INSTRUCTION: All of the data that follows should be retyped exactly, please, except the pictures.

SOURCE EXCERPT:
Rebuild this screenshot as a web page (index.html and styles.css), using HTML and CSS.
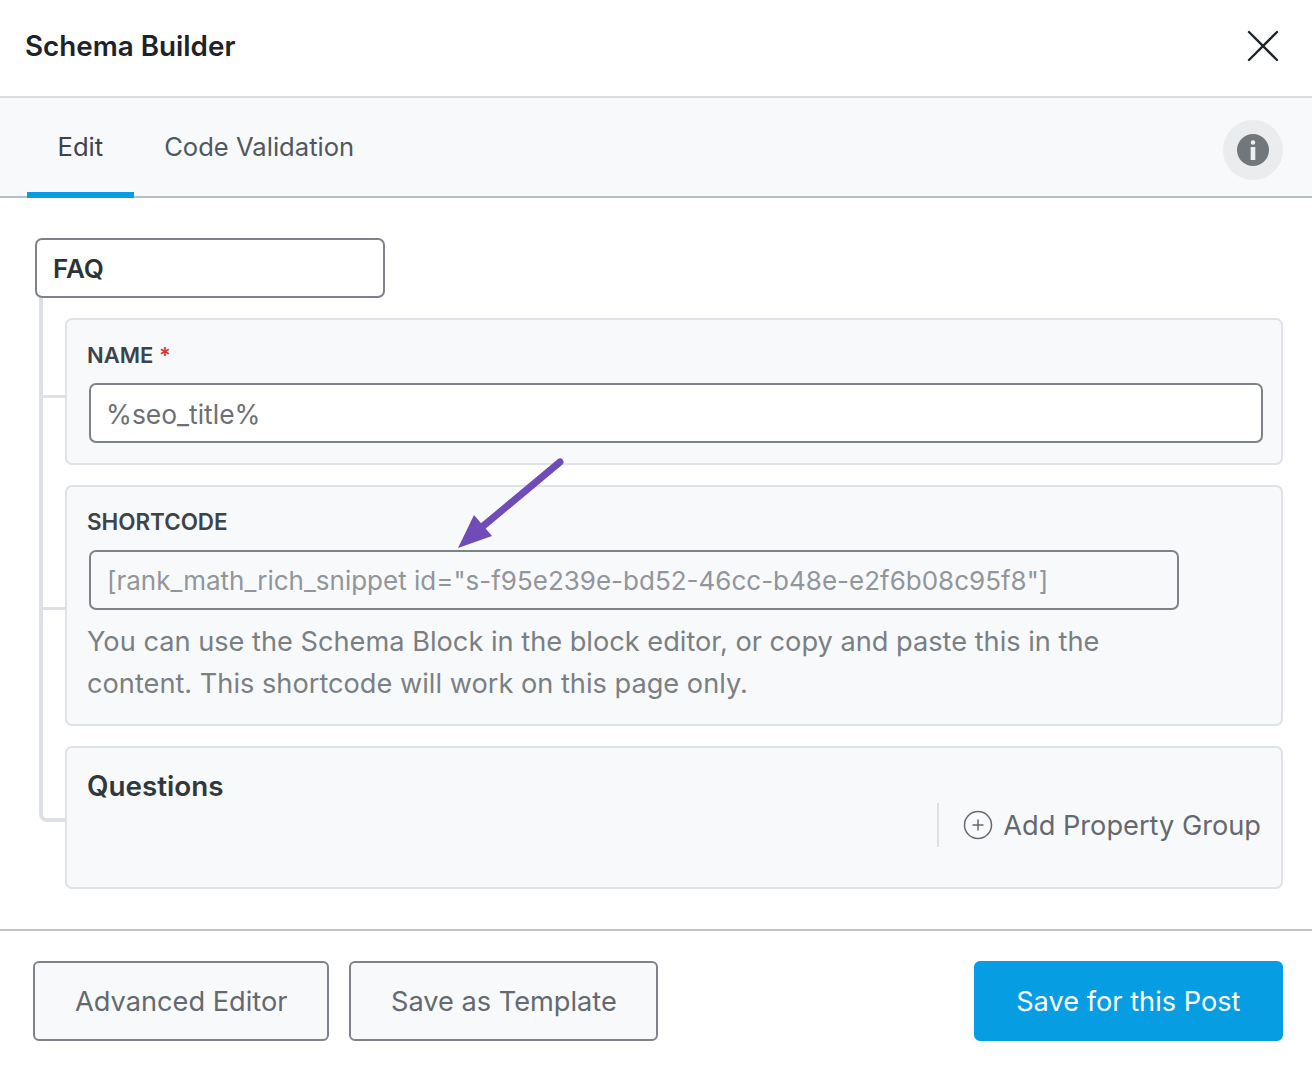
FILE: index.html
```html
<!DOCTYPE html>
<html lang="en">
<head>
<meta charset="utf-8">
<title>Schema Builder</title>
<link rel="stylesheet" href="styles.css">
</head>
<body>
<div class="modal">
  <header class="header">
    <h1 class="title">Schema Builder</h1>
    <button class="close" aria-label="Close">
      <svg width="32" height="32" viewBox="0 0 32 32"><path d="M2 2 L30 30 M30 2 L2 30" fill="none" stroke="#1d2327" stroke-width="2.4" stroke-linecap="round"/></svg>
    </button>
  </header>
  <nav class="tabs">
    <a class="tab tab-active">Edit</a>
    <a class="tab">Code Validation</a>
    <span class="info">
      <svg width="32" height="32" viewBox="0 0 32 32"><circle cx="16" cy="16" r="16" fill="#72777c"/><circle cx="16" cy="8.5" r="2.2" fill="#f0f0f1"/><rect x="13.7" y="13" width="4.6" height="13" fill="#f0f0f1"/></svg>
    </span>
  </nav>
  <main class="main">
    <div class="schema-name">FAQ</div>
    <div class="fields">
      <section class="card card-name">
        <label class="label">NAME <span class="req">*</span></label>
        <div class="input input-name">%seo_title%</div>
      </section>
      <section class="card card-short">
        <label class="label label-short">SHORTCODE</label>
        <div class="input input-short">[rank_math_rich_snippet id="s-f95e239e-bd52-46cc-b48e-e2f6b08c95f8"]</div>
        <p class="help">You can use the Schema Block in the block editor, or copy and paste this in the content. This shortcode will work on this page only.</p>
        <svg class="arrow" width="112" height="96" viewBox="0 0 112 96"><path d="M105 5 L27 70" fill="none" stroke="#6f4cb8" stroke-width="7" stroke-linecap="round"/><path d="M3 91 L19 58 L37 79 Z" fill="#6f4cb8"/></svg>
      </section>
      <section class="card card-questions">
        <h2 class="q-title">Questions</h2>
        <div class="add-wrap">
          <button class="add">
            <svg width="30" height="30" viewBox="0 0 30 30"><circle cx="15" cy="15" r="13.5" fill="none" stroke="#646970" stroke-width="1.5"/><path d="M15 9.5 V20.5 M9.5 15 H20.5" fill="none" stroke="#646970" stroke-width="1.5"/></svg>
            <span>Add Property Group</span>
          </button>
        </div>
      </section>
    </div>
  </main>
  <footer class="footer">
    <button class="btn btn-advanced">Advanced Editor</button>
    <button class="btn btn-template">Save as Template</button>
    <button class="btn btn-primary">Save for this Post</button>
  </footer>
</div>
</body>
</html>
```

FILE: styles.css
```css
* { box-sizing: border-box; }
html, body { margin: 0; padding: 0; background: #fff; }
body { font-family: Inter, "Liberation Sans", sans-serif; color: #3c434a; }
.modal { width: 1312px; height: 1086px; display: flex; flex-direction: column; }

.header { height: 98px; border-bottom: 2px solid #dcdde1; display: flex; align-items: center; justify-content: space-between; padding: 0 33px 4px 25px; }
.title { margin: 0; font-size: 27.8px; font-weight: 600; color: #1d2327; line-height: 32px; }
.close { padding: 0; border: 0; background: none; width: 32px; height: 32px; display: block; }
.close svg { display: block; }

.tabs { height: 100px; background: #f8f9fa; border-bottom: 2px solid #b5bfc9; display: flex; align-items: stretch; padding: 0 29px 0 27px; }
.tab { font-size: 25.6px; color: #50575e; padding: 2px 30.5px 0; display: flex; align-items: center; margin-bottom: -2px; border-bottom: 6px solid transparent; }
.tab-active { color: #3c434a; border-bottom-color: #069de3; }
.info { margin-left: auto; align-self: center; margin-top: 6px; width: 60px; height: 60px; border-radius: 50%; background: #ebecee; display: flex; align-items: center; justify-content: center; }
.info svg { display: block; }

.main { flex: 1; padding: 40px 29px 0 35px; }
.schema-name { width: 350px; height: 60px; border: 2px solid #7f8389; border-radius: 7px; font-size: 26px; font-weight: 600; color: #2c3338; display: flex; align-items: center; padding: 0 16px; background: #fff; }

.fields { position: relative; margin: 0 0 0 4px; padding: 20px 0 0 26px; display: flex; flex-direction: column; gap: 20px; }
.fields::before { content: ""; position: absolute; left: 0; top: 0; bottom: 67px; width: 26px; border-left: 4px solid #dde1e5; border-bottom: 4px solid #dde1e5; border-bottom-left-radius: 8px; }

.card { position: relative; background: #f8f9fa; border: 2px solid #dfe2e6; border-radius: 7px; padding: 0 20px; }
.card-name { height: 147px; padding-top: 20px; }
.card-short { height: 241px; padding-top: 20px; }
.card-questions { height: 143px; padding-top: 20px; }
.card-name::before, .card-short::before { content: ""; position: absolute; left: -24px; width: 24px; height: 3px; background: #dde1e5; }
.card-name::before { top: 75px; }
.card-short::before { top: 120px; }

.label { display: block; font-size: 22px; font-weight: 600; line-height: 30px; color: #3c434a; }
.label-short { font-size: 22.4px; }
.req { color: #d63638; }
.input { margin: 13px 0 0 2px; height: 60px; border: 2px solid #7f8389; border-radius: 7px; background: #fff; display: flex; align-items: center; padding: 0 16px; font-size: 26px; color: #6b7075; }
.input-name { margin-right: -2px; padding: 2px 14px 0 15px; font-size: 26.4px; }
.input-short { width: 1090px; background: #f8f9fa; color: #92959a; }
.help { margin: 11px 0 0; font-size: 27.2px; line-height: 42px; color: #7a7f84; max-width: 1040px; }
.arrow { position: absolute; left: 388px; top: -30px; }

.q-title { margin: 0; font-size: 27.8px; font-weight: 600; line-height: 36px; color: #32373c; }
.add-wrap { position: absolute; right: 20px; top: 55px; height: 44px; border-left: 2px solid #dcdfe3; padding-left: 24px; display: flex; align-items: center; }
.add { border: 0; background: none; padding: 0; font: inherit; font-size: 27.2px; color: #646970; display: flex; align-items: center; gap: 10px; }
.add svg { display: block; }

.footer { height: 157px; border-top: 2px solid #bfc3c7; display: flex; align-items: flex-start; gap: 20px; padding: 30px 29px 0 33px; }
.btn { height: 80px; padding: 0 40px; border: 2px solid #7f8389; border-radius: 6px; background: #f8f9fa; color: #646970; font-family: inherit; font-size: 27.2px; }
.btn-template { padding: 0 39.5px; }
.btn-primary { margin-left: auto; padding: 0 40.5px; background: #069de3; border-color: #069de3; color: #fff; }
```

EXERCISE RESPONSE:
Rebuild this screenshot as a web page (index.html and styles.css), using HTML and CSS.
FILE: index.html
```html
<!DOCTYPE html>
<html lang="en">
<head>
<meta charset="utf-8">
<title>Schema Builder</title>
<link rel="stylesheet" href="styles.css">
</head>
<body>
<div class="modal">
  <header class="header">
    <h1 class="title">Schema Builder</h1>
    <button class="close" aria-label="Close">
      <svg width="32" height="32" viewBox="0 0 32 32"><path d="M2 2 L30 30 M30 2 L2 30" fill="none" stroke="#1d2327" stroke-width="2.4" stroke-linecap="round"/></svg>
    </button>
  </header>
  <nav class="tabs">
    <a class="tab tab-active">Edit</a>
    <a class="tab">Code Validation</a>
    <span class="info">
      <svg width="32" height="32" viewBox="0 0 32 32"><circle cx="16" cy="16" r="16" fill="#72777c"/><circle cx="16" cy="8.5" r="2.2" fill="#f0f0f1"/><rect x="13.7" y="13" width="4.6" height="13" fill="#f0f0f1"/></svg>
    </span>
  </nav>
  <main class="main">
    <div class="schema-name">FAQ</div>
    <div class="fields">
      <section class="card card-name">
        <label class="label">NAME <span class="req">*</span></label>
        <div class="input input-name">%seo_title%</div>
      </section>
      <section class="card card-short">
        <label class="label label-short">SHORTCODE</label>
        <div class="input input-short">[rank_math_rich_snippet id="s-f95e239e-bd52-46cc-b48e-e2f6b08c95f8"]</div>
        <p class="help">You can use the Schema Block in the block editor, or copy and paste this in the content. This shortcode will work on this page only.</p>
        <svg class="arrow" width="112" height="96" viewBox="0 0 112 96"><path d="M105 5 L27 70" fill="none" stroke="#6f4cb8" stroke-width="7" stroke-linecap="round"/><path d="M3 91 L19 58 L37 79 Z" fill="#6f4cb8"/></svg>
      </section>
      <section class="card card-questions">
        <h2 class="q-title">Questions</h2>
        <div class="add-wrap">
          <button class="add">
            <svg width="30" height="30" viewBox="0 0 30 30"><circle cx="15" cy="15" r="13.5" fill="none" stroke="#646970" stroke-width="1.5"/><path d="M15 9.5 V20.5 M9.5 15 H20.5" fill="none" stroke="#646970" stroke-width="1.5"/></svg>
            <span>Add Property Group</span>
          </button>
        </div>
      </section>
    </div>
  </main>
  <footer class="footer">
    <button class="btn btn-advanced">Advanced Editor</button>
    <button class="btn btn-template">Save as Template</button>
    <button class="btn btn-primary">Save for this Post</button>
  </footer>
</div>
</body>
</html>
```

FILE: styles.css
```css
* { box-sizing: border-box; }
html, body { margin: 0; padding: 0; background: #fff; }
body { font-family: Inter, "Liberation Sans", sans-serif; color: #3c434a; }
.modal { width: 1312px; height: 1086px; display: flex; flex-direction: column; }

.header { height: 98px; border-bottom: 2px solid #dcdde1; display: flex; align-items: center; justify-content: space-between; padding: 0 33px 4px 25px; }
.title { margin: 0; font-size: 27.8px; font-weight: 600; color: #1d2327; line-height: 32px; }
.close { padding: 0; border: 0; background: none; width: 32px; height: 32px; display: block; }
.close svg { display: block; }

.tabs { height: 100px; background: #f8f9fa; border-bottom: 2px solid #b5bfc9; display: flex; align-items: stretch; padding: 0 29px 0 27px; }
.tab { font-size: 25.6px; color: #50575e; padding: 2px 30.5px 0; display: flex; align-items: center; margin-bottom: -2px; border-bottom: 6px solid transparent; }
.tab-active { color: #3c434a; border-bottom-color: #069de3; }
.info { margin-left: auto; align-self: center; margin-top: 6px; width: 60px; height: 60px; border-radius: 50%; background: #ebecee; display: flex; align-items: center; justify-content: center; }
.info svg { display: block; }

.main { flex: 1; padding: 40px 29px 0 35px; }
.schema-name { width: 350px; height: 60px; border: 2px solid #7f8389; border-radius: 7px; font-size: 26px; font-weight: 600; color: #2c3338; display: flex; align-items: center; padding: 0 16px; background: #fff; }

.fields { position: relative; margin: 0 0 0 4px; padding: 20px 0 0 26px; display: flex; flex-direction: column; gap: 20px; }
.fields::before { content: ""; position: absolute; left: 0; top: 0; bottom: 67px; width: 26px; border-left: 4px solid #dde1e5; border-bottom: 4px solid #dde1e5; border-bottom-left-radius: 8px; }

.card { position: relative; background: #f8f9fa; border: 2px solid #dfe2e6; border-radius: 7px; padding: 0 20px; }
.card-name { height: 147px; padding-top: 20px; }
.card-short { height: 241px; padding-top: 20px; }
.card-questions { height: 143px; padding-top: 20px; }
.card-name::before, .card-short::before { content: ""; position: absolute; left: -24px; width: 24px; height: 3px; background: #dde1e5; }
.card-name::before { top: 75px; }
.card-short::before { top: 120px; }

.label { display: block; font-size: 22px; font-weight: 600; line-height: 30px; color: #3c434a; }
.label-short { font-size: 22.4px; }
.req { color: #d63638; }
.input { margin: 13px 0 0 2px; height: 60px; border: 2px solid #7f8389; border-radius: 7px; background: #fff; display: flex; align-items: center; padding: 0 16px; font-size: 26px; color: #6b7075; }
.input-name { margin-right: -2px; padding: 2px 14px 0 15px; font-size: 26.4px; }
.input-short { width: 1090px; background: #f8f9fa; color: #92959a; }
.help { margin: 11px 0 0; font-size: 27.2px; line-height: 42px; color: #7a7f84; max-width: 1040px; }
.arrow { position: absolute; left: 388px; top: -30px; }

.q-title { margin: 0; font-size: 27.8px; font-weight: 600; line-height: 36px; color: #32373c; }
.add-wrap { position: absolute; right: 20px; top: 55px; height: 44px; border-left: 2px solid #dcdfe3; padding-left: 24px; display: flex; align-items: center; }
.add { border: 0; background: none; padding: 0; font: inherit; font-size: 27.2px; color: #646970; display: flex; align-items: center; gap: 10px; }
.add svg { display: block; }

.footer { height: 157px; border-top: 2px solid #bfc3c7; display: flex; align-items: flex-start; gap: 20px; padding: 30px 29px 0 33px; }
.btn { height: 80px; padding: 0 40px; border: 2px solid #7f8389; border-radius: 6px; background: #f8f9fa; color: #646970; font-family: inherit; font-size: 27.2px; }
.btn-template { padding: 0 39.5px; }
.btn-primary { margin-left: auto; padding: 0 40.5px; background: #069de3; border-color: #069de3; color: #fff; }
```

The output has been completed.